START Input data

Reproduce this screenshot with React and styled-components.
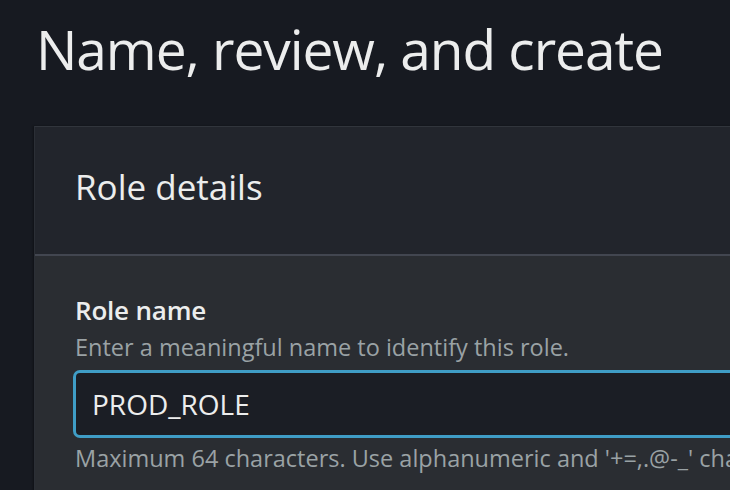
import React from "react";
import styled, { createGlobalStyle } from "styled-components";

const Global = createGlobalStyle`
  html, body {
    margin: 0;
    padding: 0;
    background: #171a21;
    overflow: hidden;
  }
  body {
    font-family: "Open Sans", "Noto Sans", sans-serif;
    color: #eaeded;
  }
`;

const Page = styled.main`
  padding: 15px 0 0 34px;
  min-height: 490px;
  box-sizing: border-box;
`;

const Title = styled.h1`
  margin: 0 0 0 2px;
  font-size: 55px;
  line-height: 67px;
  font-weight: 400;
  letter-spacing: -1.05px;
  color: #eceded;
`;

const Card = styled.section`
  margin-top: 44px;
  margin-right: -60px;
  background: #2a2d32;
  border-top: 1px solid #31353c;
  border-left: 1px solid #2b2f36;
  box-shadow: -1px 0 2px rgba(0, 0, 0, 0.35);
`;

const CardHeader = styled.header`
  background: #22252c;
  height: 129px;
  box-sizing: border-box;
  padding: 38px 0 0 40px;
  border-bottom: 2px solid #424650;
`;

const CardTitle = styled.h2`
  margin: 0;
  font-size: 35px;
  line-height: 44px;
  font-weight: 400;
  letter-spacing: 0;
  color: #eceded;
`;

const CardBody = styled.div`
  padding: 37px 0 40px 38px;
`;

const Field = styled.div`
  display: flex;
  flex-direction: column;
`;

const Label = styled.label`
  padding-left: 2px;
  font-size: 26px;
  line-height: 34px;
  font-weight: 600;
  letter-spacing: -0.2px;
  color: #eceded;
`;

const Hint = styled.div`
  padding-left: 2px;
  font-size: 23.5px;
  line-height: ${(p) => p.$lh || 30}px;
  margin-top: ${(p) => p.$gap || 0}px;
  color: #9aa2a5;
  white-space: nowrap;
`;

const Input = styled.input`
  margin-top: 7px;
  width: 100%;
  height: 68px;
  box-sizing: border-box;
  background: #1b1e25;
  border: 3px solid #3f9dc6;
  border-radius: 7px;
  padding: 0 0 0 16px;
  font-family: "Open Sans", "Noto Sans", sans-serif;
  font-size: 28px;
  color: #eceded;
  outline: none;
`;

export default function App() {
  return (
    <>
      <Global />
      <Page>
        <Title>Name, review, and create</Title>
        <Card>
          <CardHeader>
            <CardTitle>Role details</CardTitle>
          </CardHeader>
          <CardBody>
            <Field>
              <Label htmlFor="role-name">Role name</Label>
              <Hint $gap={4} $lh={32}>
                Enter a meaningful name to identify this role.
              </Hint>
              <Input id="role-name" defaultValue="PROD_ROLE" readOnly />
              <Hint $gap={5}>
                Maximum 64 characters. Use alphanumeric and '+=,.@-_' characters.
              </Hint>
            </Field>
          </CardBody>
        </Card>
      </Page>
    </>
  );
}
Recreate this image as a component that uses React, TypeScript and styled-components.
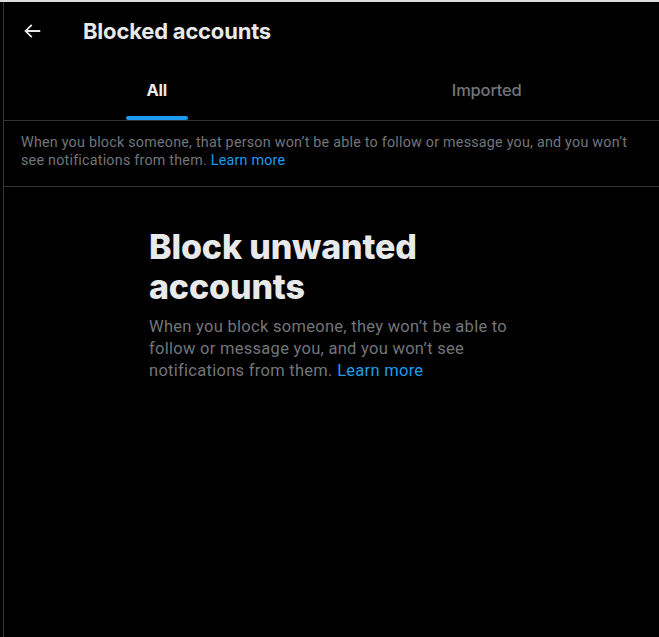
import React from "react";
import styled, { createGlobalStyle } from "styled-components";

const Global = createGlobalStyle`
  html, body {
    margin: 0;
    padding: 0;
    background: #000;
    overflow: hidden;
  }
  body {
    font-family: Roboto, "Liberation Sans", Arial, sans-serif;
    color: #e7e9ea;
  }
`;

const Page = styled.div`
  width: 659px;
  height: 637px;
  background: #000;
  border-top: 2px solid #dcdcdc;
  box-sizing: border-box;
  padding-left: 3px;
  overflow: hidden;
`;

const Column = styled.main`
  width: 660px;
  height: 100%;
  border-left: 1px solid #2f3336;
  display: flex;
  flex-direction: column;
`;

const Header = styled.header`
  height: 58px;
  display: flex;
  align-items: center;
  padding-left: 17px;
`;

const BackButton = styled.button`
  width: 22px;
  height: 22px;
  padding: 0;
  border: none;
  background: transparent;
  color: #e7e9ea;
  display: flex;
  align-items: center;
  justify-content: center;
  margin-right: 40px;
  cursor: pointer;
  svg {
    width: 22px;
    height: 22px;
    fill: currentColor;
  }
`;

const Title = styled.h2`
  margin: 0;
  font-family: Inter, Roboto, sans-serif;
  font-size: 22px;
  font-weight: 700;
  letter-spacing: -0.2px;
  color: #e7e9ea;
`;

const Tabs = styled.nav`
  display: flex;
  height: 60px;
  border-bottom: 1px solid #2f3336;
`;

const Tab = styled.div`
  flex: 1 1 auto;
  display: flex;
  justify-content: center;
  cursor: pointer;
`;

const TabLabel = styled.span<{ $active?: boolean }>`
  position: relative;
  display: flex;
  align-items: center;
  height: 100%;
  font-family: Inter, Roboto, sans-serif;
  font-size: 16.5px;
  letter-spacing: -0.2px;
  font-weight: ${(p) => (p.$active ? 700 : 500)};
  color: ${(p) => (p.$active ? "#e7e9ea" : "#71767b")};
`;

const Indicator = styled.div`
  position: absolute;
  bottom: 0;
  left: 50%;
  transform: translateX(-50%);
  width: 62px;
  height: 4px;
  border-radius: 9999px;
  background: #1d9bf0;
`;

const Info = styled.div`
  padding: 13px 17px 17px;
  border-bottom: 1px solid #2f3336;
  font-size: 14.3px;
  line-height: 17.6px;
  letter-spacing: 0.23px;
  color: #71767b;
`;

const Link = styled.a`
  color: #1d9bf0;
  text-decoration: none;
`;

const Empty = styled.section`
  width: 370px;
  margin: 40px auto 0;
`;

const EmptyTitle = styled.h1`
  margin: 0 0 9px;
  font-family: Inter, Roboto, sans-serif;
  font-size: 34px;
  line-height: 40px;
  font-weight: 800;
  color: #e7e9ea;
  letter-spacing: -0.15px;
`;

const EmptyText = styled.p`
  margin: 0;
  font-size: 16.5px;
  line-height: 22px;
  letter-spacing: 0.28px;
  color: #71767b;
`;

export default function App() {
  return (
    <>
      <Global />
      <Page>
        <Column>
          <Header>
            <BackButton aria-label="Back">
              <svg viewBox="0 0 24 24">
                <path d="M7.414 13l5.043 5.04-1.414 1.42L3.586 12l7.457-7.46 1.414 1.42L7.414 11H21v2H7.414z" />
              </svg>
            </BackButton>
            <Title>Blocked accounts</Title>
          </Header>
          <Tabs>
            <Tab>
              <TabLabel $active>
                All
                <Indicator />
              </TabLabel>
            </Tab>
            <Tab>
              <TabLabel>Imported</TabLabel>
            </Tab>
          </Tabs>
          <Info>
            When you block someone, that person won’t be able to follow or message you, and you won’t
            see notifications from them. <Link href="#">Learn more</Link>
          </Info>
          <Empty>
            <EmptyTitle>Block unwanted accounts</EmptyTitle>
            <EmptyText>
              When you block someone, they won’t be able to follow or message you, and you won’t see
              notifications from them. <Link href="#">Learn more</Link>
            </EmptyText>
          </Empty>
        </Column>
      </Page>
    </>
  );
}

END Input data

Objective: Reproduce each record from above exactly; pictures do not belong in the copy.

Solution to this problem:
Reproduce this screenshot with React and styled-components.
import React from "react";
import styled, { createGlobalStyle } from "styled-components";

const Global = createGlobalStyle`
  html, body {
    margin: 0;
    padding: 0;
    background: #171a21;
    overflow: hidden;
  }
  body {
    font-family: "Open Sans", "Noto Sans", sans-serif;
    color: #eaeded;
  }
`;

const Page = styled.main`
  padding: 15px 0 0 34px;
  min-height: 490px;
  box-sizing: border-box;
`;

const Title = styled.h1`
  margin: 0 0 0 2px;
  font-size: 55px;
  line-height: 67px;
  font-weight: 400;
  letter-spacing: -1.05px;
  color: #eceded;
`;

const Card = styled.section`
  margin-top: 44px;
  margin-right: -60px;
  background: #2a2d32;
  border-top: 1px solid #31353c;
  border-left: 1px solid #2b2f36;
  box-shadow: -1px 0 2px rgba(0, 0, 0, 0.35);
`;

const CardHeader = styled.header`
  background: #22252c;
  height: 129px;
  box-sizing: border-box;
  padding: 38px 0 0 40px;
  border-bottom: 2px solid #424650;
`;

const CardTitle = styled.h2`
  margin: 0;
  font-size: 35px;
  line-height: 44px;
  font-weight: 400;
  letter-spacing: 0;
  color: #eceded;
`;

const CardBody = styled.div`
  padding: 37px 0 40px 38px;
`;

const Field = styled.div`
  display: flex;
  flex-direction: column;
`;

const Label = styled.label`
  padding-left: 2px;
  font-size: 26px;
  line-height: 34px;
  font-weight: 600;
  letter-spacing: -0.2px;
  color: #eceded;
`;

const Hint = styled.div`
  padding-left: 2px;
  font-size: 23.5px;
  line-height: ${(p) => p.$lh || 30}px;
  margin-top: ${(p) => p.$gap || 0}px;
  color: #9aa2a5;
  white-space: nowrap;
`;

const Input = styled.input`
  margin-top: 7px;
  width: 100%;
  height: 68px;
  box-sizing: border-box;
  background: #1b1e25;
  border: 3px solid #3f9dc6;
  border-radius: 7px;
  padding: 0 0 0 16px;
  font-family: "Open Sans", "Noto Sans", sans-serif;
  font-size: 28px;
  color: #eceded;
  outline: none;
`;

export default function App() {
  return (
    <>
      <Global />
      <Page>
        <Title>Name, review, and create</Title>
        <Card>
          <CardHeader>
            <CardTitle>Role details</CardTitle>
          </CardHeader>
          <CardBody>
            <Field>
              <Label htmlFor="role-name">Role name</Label>
              <Hint $gap={4} $lh={32}>
                Enter a meaningful name to identify this role.
              </Hint>
              <Input id="role-name" defaultValue="PROD_ROLE" readOnly />
              <Hint $gap={5}>
                Maximum 64 characters. Use alphanumeric and '+=,.@-_' characters.
              </Hint>
            </Field>
          </CardBody>
        </Card>
      </Page>
    </>
  );
}
Recreate this image as a component that uses React, TypeScript and styled-components.
import React from "react";
import styled, { createGlobalStyle } from "styled-components";

const Global = createGlobalStyle`
  html, body {
    margin: 0;
    padding: 0;
    background: #000;
    overflow: hidden;
  }
  body {
    font-family: Roboto, "Liberation Sans", Arial, sans-serif;
    color: #e7e9ea;
  }
`;

const Page = styled.div`
  width: 659px;
  height: 637px;
  background: #000;
  border-top: 2px solid #dcdcdc;
  box-sizing: border-box;
  padding-left: 3px;
  overflow: hidden;
`;

const Column = styled.main`
  width: 660px;
  height: 100%;
  border-left: 1px solid #2f3336;
  display: flex;
  flex-direction: column;
`;

const Header = styled.header`
  height: 58px;
  display: flex;
  align-items: center;
  padding-left: 17px;
`;

const BackButton = styled.button`
  width: 22px;
  height: 22px;
  padding: 0;
  border: none;
  background: transparent;
  color: #e7e9ea;
  display: flex;
  align-items: center;
  justify-content: center;
  margin-right: 40px;
  cursor: pointer;
  svg {
    width: 22px;
    height: 22px;
    fill: currentColor;
  }
`;

const Title = styled.h2`
  margin: 0;
  font-family: Inter, Roboto, sans-serif;
  font-size: 22px;
  font-weight: 700;
  letter-spacing: -0.2px;
  color: #e7e9ea;
`;

const Tabs = styled.nav`
  display: flex;
  height: 60px;
  border-bottom: 1px solid #2f3336;
`;

const Tab = styled.div`
  flex: 1 1 auto;
  display: flex;
  justify-content: center;
  cursor: pointer;
`;

const TabLabel = styled.span<{ $active?: boolean }>`
  position: relative;
  display: flex;
  align-items: center;
  height: 100%;
  font-family: Inter, Roboto, sans-serif;
  font-size: 16.5px;
  letter-spacing: -0.2px;
  font-weight: ${(p) => (p.$active ? 700 : 500)};
  color: ${(p) => (p.$active ? "#e7e9ea" : "#71767b")};
`;

const Indicator = styled.div`
  position: absolute;
  bottom: 0;
  left: 50%;
  transform: translateX(-50%);
  width: 62px;
  height: 4px;
  border-radius: 9999px;
  background: #1d9bf0;
`;

const Info = styled.div`
  padding: 13px 17px 17px;
  border-bottom: 1px solid #2f3336;
  font-size: 14.3px;
  line-height: 17.6px;
  letter-spacing: 0.23px;
  color: #71767b;
`;

const Link = styled.a`
  color: #1d9bf0;
  text-decoration: none;
`;

const Empty = styled.section`
  width: 370px;
  margin: 40px auto 0;
`;

const EmptyTitle = styled.h1`
  margin: 0 0 9px;
  font-family: Inter, Roboto, sans-serif;
  font-size: 34px;
  line-height: 40px;
  font-weight: 800;
  color: #e7e9ea;
  letter-spacing: -0.15px;
`;

const EmptyText = styled.p`
  margin: 0;
  font-size: 16.5px;
  line-height: 22px;
  letter-spacing: 0.28px;
  color: #71767b;
`;

export default function App() {
  return (
    <>
      <Global />
      <Page>
        <Column>
          <Header>
            <BackButton aria-label="Back">
              <svg viewBox="0 0 24 24">
                <path d="M7.414 13l5.043 5.04-1.414 1.42L3.586 12l7.457-7.46 1.414 1.42L7.414 11H21v2H7.414z" />
              </svg>
            </BackButton>
            <Title>Blocked accounts</Title>
          </Header>
          <Tabs>
            <Tab>
              <TabLabel $active>
                All
                <Indicator />
              </TabLabel>
            </Tab>
            <Tab>
              <TabLabel>Imported</TabLabel>
            </Tab>
          </Tabs>
          <Info>
            When you block someone, that person won’t be able to follow or message you, and you won’t
            see notifications from them. <Link href="#">Learn more</Link>
          </Info>
          <Empty>
            <EmptyTitle>Block unwanted accounts</EmptyTitle>
            <EmptyText>
              When you block someone, they won’t be able to follow or message you, and you won’t see
              notifications from them. <Link href="#">Learn more</Link>
            </EmptyText>
          </Empty>
        </Column>
      </Page>
    </>
  );
}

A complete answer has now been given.